[Start of Available data]

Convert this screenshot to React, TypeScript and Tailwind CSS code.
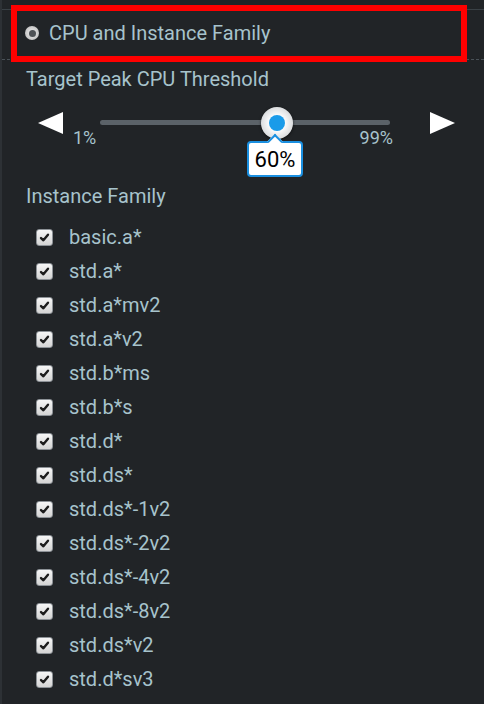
const families = [
  'basic.a*',
  'std.a*',
  'std.a*mv2',
  'std.a*v2',
  'std.b*ms',
  'std.b*s',
  'std.d*',
  'std.ds*',
  'std.ds*-1v2',
  'std.ds*-2v2',
  'std.ds*-4v2',
  'std.ds*-8v2',
  'std.ds*v2',
  'std.d*sv3',
]

function CheckBox() {
  return (
    <span className="flex h-[17px] w-[17px] items-center justify-center rounded-[3px] border border-[#8d9297] bg-[linear-gradient(#f6f6f6,#d4d4d4)]">
      <svg viewBox="0 0 12 12" className="h-[11px] w-[11px]">
        <path d="M2.2 6.6 L4.8 9 L9.8 3" fill="none" stroke="#1c1c1c" strokeWidth="2.6" strokeLinecap="round" strokeLinejoin="round" />
      </svg>
    </span>
  )
}

export default function App() {
  return (
    <div
      className="relative h-[704px] w-[484px] overflow-hidden border-l-2 border-[#2d3135] bg-[#212427] text-[#a7c3cc]"
      style={{ fontFamily: 'Roboto, "Liberation Sans", sans-serif' }}
    >
      {/* header section */}
      <div className="pt-[9px]">
        <div className="flex h-[51px] items-center gap-[10px] border-t border-b border-dashed border-t-[#3a4146] border-b-[#4a5258] pb-[3px] pl-[23px] [border-top-style:solid]">
          <span className="flex h-[14px] w-[14px] items-center justify-center rounded-full bg-[radial-gradient(circle,#f0f0f0,#b4b4b4)]">
            <span className="h-[7px] w-[7px] rounded-full bg-[#4e5256]" />
          </span>
          <span className="text-[20px] leading-[24px]">CPU and Instance Family</span>
        </div>
      </div>

      {/* red annotation box */}
      <div className="absolute left-[9px] top-[5px] h-[57px] w-[456px] border-[6px] border-[#ff0000]" />

      <div className="pl-[24px] pt-[7px]">
        <div className="text-[20px] leading-[24px]">Target Peak CPU Threshold</div>

        {/* slider */}
        <div className="mt-[21px] flex items-start pl-[12px]">
          <span className="h-0 w-0 border-y-[11px] border-r-[25px] border-y-transparent border-r-white" />
          <div className="ml-[10px] w-[320px]">
            <div className="relative ml-[27px] mr-[3px] mt-[8px] h-[5px] rounded-full bg-[#5b6268]">
              <div className="absolute left-[161px] top-[-13px] flex h-[32px] w-[32px] items-center justify-center rounded-full bg-[radial-gradient(circle,#ffffff_30%,#c0c4c7)] shadow-[0_1px_3px_rgba(0,0,0,0.6)]">
                <span className="h-[16px] w-[16px] rounded-full bg-[#1a9be9]" />
              </div>
              <div className="absolute left-[147px] top-[21px] flex h-[36px] w-[56px] items-center justify-center rounded-[4px] border-2 border-[#1a8fe0] bg-white text-[22px] text-black">
                <span className="absolute left-1/2 top-[-7px] h-[11px] w-[11px] -translate-x-1/2 rotate-45 border-l-2 border-t-2 border-[#1a8fe0] bg-white" />
                <span className="relative">60%</span>
              </div>
            </div>
            <div className="mt-[3px] flex justify-between text-[18px] leading-[20px]">
              <span>1%</span>
              <span>99%</span>
            </div>
          </div>
          <span className="ml-[37px] h-0 w-0 border-y-[11px] border-l-[25px] border-y-transparent border-l-white" />
        </div>

        <div className="mt-[36px] text-[20px] leading-[24px]">Instance Family</div>

        <div className="mt-[12px] flex flex-col pl-[10px]">
          {families.map((f) => (
            <div key={f} className="flex h-[34px] items-center gap-[16px]">
              <CheckBox />
              <span className="text-[20px]">{f}</span>
            </div>
          ))}
        </div>
      </div>
    </div>
  )
}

[End of Available data]

■ Goal of the exercise
Write the listing out a second time exactly, dropping all images.

■ Answer to this task
Convert this screenshot to React, TypeScript and Tailwind CSS code.
const families = [
  'basic.a*',
  'std.a*',
  'std.a*mv2',
  'std.a*v2',
  'std.b*ms',
  'std.b*s',
  'std.d*',
  'std.ds*',
  'std.ds*-1v2',
  'std.ds*-2v2',
  'std.ds*-4v2',
  'std.ds*-8v2',
  'std.ds*v2',
  'std.d*sv3',
]

function CheckBox() {
  return (
    <span className="flex h-[17px] w-[17px] items-center justify-center rounded-[3px] border border-[#8d9297] bg-[linear-gradient(#f6f6f6,#d4d4d4)]">
      <svg viewBox="0 0 12 12" className="h-[11px] w-[11px]">
        <path d="M2.2 6.6 L4.8 9 L9.8 3" fill="none" stroke="#1c1c1c" strokeWidth="2.6" strokeLinecap="round" strokeLinejoin="round" />
      </svg>
    </span>
  )
}

export default function App() {
  return (
    <div
      className="relative h-[704px] w-[484px] overflow-hidden border-l-2 border-[#2d3135] bg-[#212427] text-[#a7c3cc]"
      style={{ fontFamily: 'Roboto, "Liberation Sans", sans-serif' }}
    >
      {/* header section */}
      <div className="pt-[9px]">
        <div className="flex h-[51px] items-center gap-[10px] border-t border-b border-dashed border-t-[#3a4146] border-b-[#4a5258] pb-[3px] pl-[23px] [border-top-style:solid]">
          <span className="flex h-[14px] w-[14px] items-center justify-center rounded-full bg-[radial-gradient(circle,#f0f0f0,#b4b4b4)]">
            <span className="h-[7px] w-[7px] rounded-full bg-[#4e5256]" />
          </span>
          <span className="text-[20px] leading-[24px]">CPU and Instance Family</span>
        </div>
      </div>

      {/* red annotation box */}
      <div className="absolute left-[9px] top-[5px] h-[57px] w-[456px] border-[6px] border-[#ff0000]" />

      <div className="pl-[24px] pt-[7px]">
        <div className="text-[20px] leading-[24px]">Target Peak CPU Threshold</div>

        {/* slider */}
        <div className="mt-[21px] flex items-start pl-[12px]">
          <span className="h-0 w-0 border-y-[11px] border-r-[25px] border-y-transparent border-r-white" />
          <div className="ml-[10px] w-[320px]">
            <div className="relative ml-[27px] mr-[3px] mt-[8px] h-[5px] rounded-full bg-[#5b6268]">
              <div className="absolute left-[161px] top-[-13px] flex h-[32px] w-[32px] items-center justify-center rounded-full bg-[radial-gradient(circle,#ffffff_30%,#c0c4c7)] shadow-[0_1px_3px_rgba(0,0,0,0.6)]">
                <span className="h-[16px] w-[16px] rounded-full bg-[#1a9be9]" />
              </div>
              <div className="absolute left-[147px] top-[21px] flex h-[36px] w-[56px] items-center justify-center rounded-[4px] border-2 border-[#1a8fe0] bg-white text-[22px] text-black">
                <span className="absolute left-1/2 top-[-7px] h-[11px] w-[11px] -translate-x-1/2 rotate-45 border-l-2 border-t-2 border-[#1a8fe0] bg-white" />
                <span className="relative">60%</span>
              </div>
            </div>
            <div className="mt-[3px] flex justify-between text-[18px] leading-[20px]">
              <span>1%</span>
              <span>99%</span>
            </div>
          </div>
          <span className="ml-[37px] h-0 w-0 border-y-[11px] border-l-[25px] border-y-transparent border-l-white" />
        </div>

        <div className="mt-[36px] text-[20px] leading-[24px]">Instance Family</div>

        <div className="mt-[12px] flex flex-col pl-[10px]">
          {families.map((f) => (
            <div key={f} className="flex h-[34px] items-center gap-[16px]">
              <CheckBox />
              <span className="text-[20px]">{f}</span>
            </div>
          ))}
        </div>
      </div>
    </div>
  )
}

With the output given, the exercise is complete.